Well I think it's because they so emphasize the "Yes" of God in the person and work of Jesus Christ. Where we would disagree is in our twin emphasis upon the "No" of God to sin. I think I can appreciate a universalist because I understand what they don't: they describe the right joy but without a reason. For if everyone is saved, then what was there to be saved from? For there to be salvation, there must be damnation.


----------



## CharlieJ (Dec 7, 2012)

Philip said:


> For if everyone is saved, then what was there to be saved from? For there to be salvation, there must be damnation.

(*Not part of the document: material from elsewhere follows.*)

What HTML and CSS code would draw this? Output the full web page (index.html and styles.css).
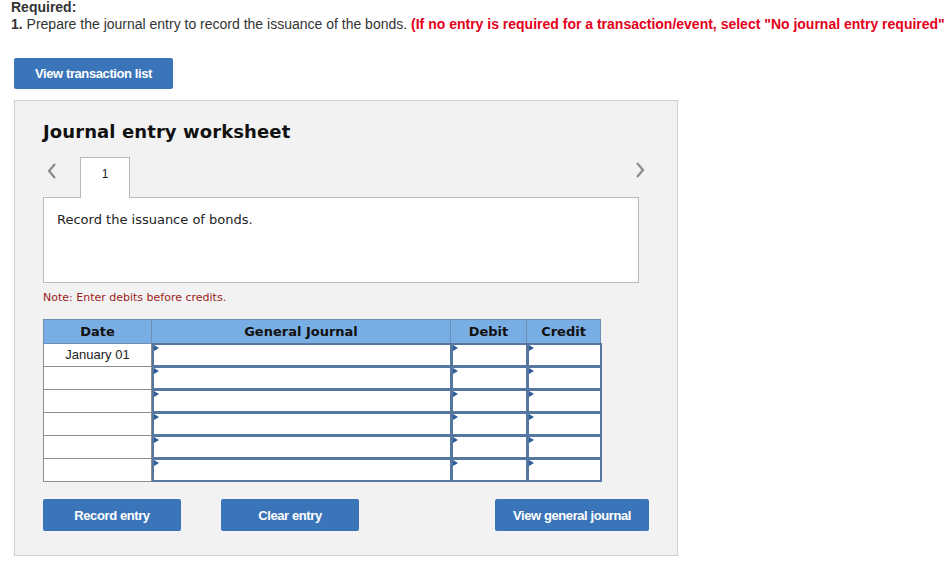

I don't think this follows logically. Damnation can be a temporary stage superseded by salvation. That's how it works for all people who experience salvation. People are saved from their own damnation, not anyone else's, so there is no need for anyone to be damned so that other people could be saved. There is no a priori reason why God could not have elected everyone to salvation. Augustine said that damnation is necessary to show God's justice, whereas salvation is necessary to show God's mercy. But our Reformed doctrine of the atonement undercuts that reasoning: the justice of God was fully and satisfactorily demonstrated at the cross.


----------



## Philip (Dec 7, 2012)

CharlieJ said:


> But our Reformed doctrine of the atonement undercuts that reasoning: the justice of God was fully and satisfactorily demonstrated at the cross.



But in the cross we have God's Yes and God's No in the same event. Justice and mercy both---but what of those who deny this? Those who answer "No" to God's "Yes"? As Reformed, we also confess that redemption is particular. 

Of course I don't think that for X number of saved there must be Y number of damned, but all the same, there is no salvation without damnation, no mercy without judgment, no love without wrath, no Christ without a cross. There must at least be the peril of damnation such that salvation is necessary. I can't save a person from drowning unless they are in deep water.


----------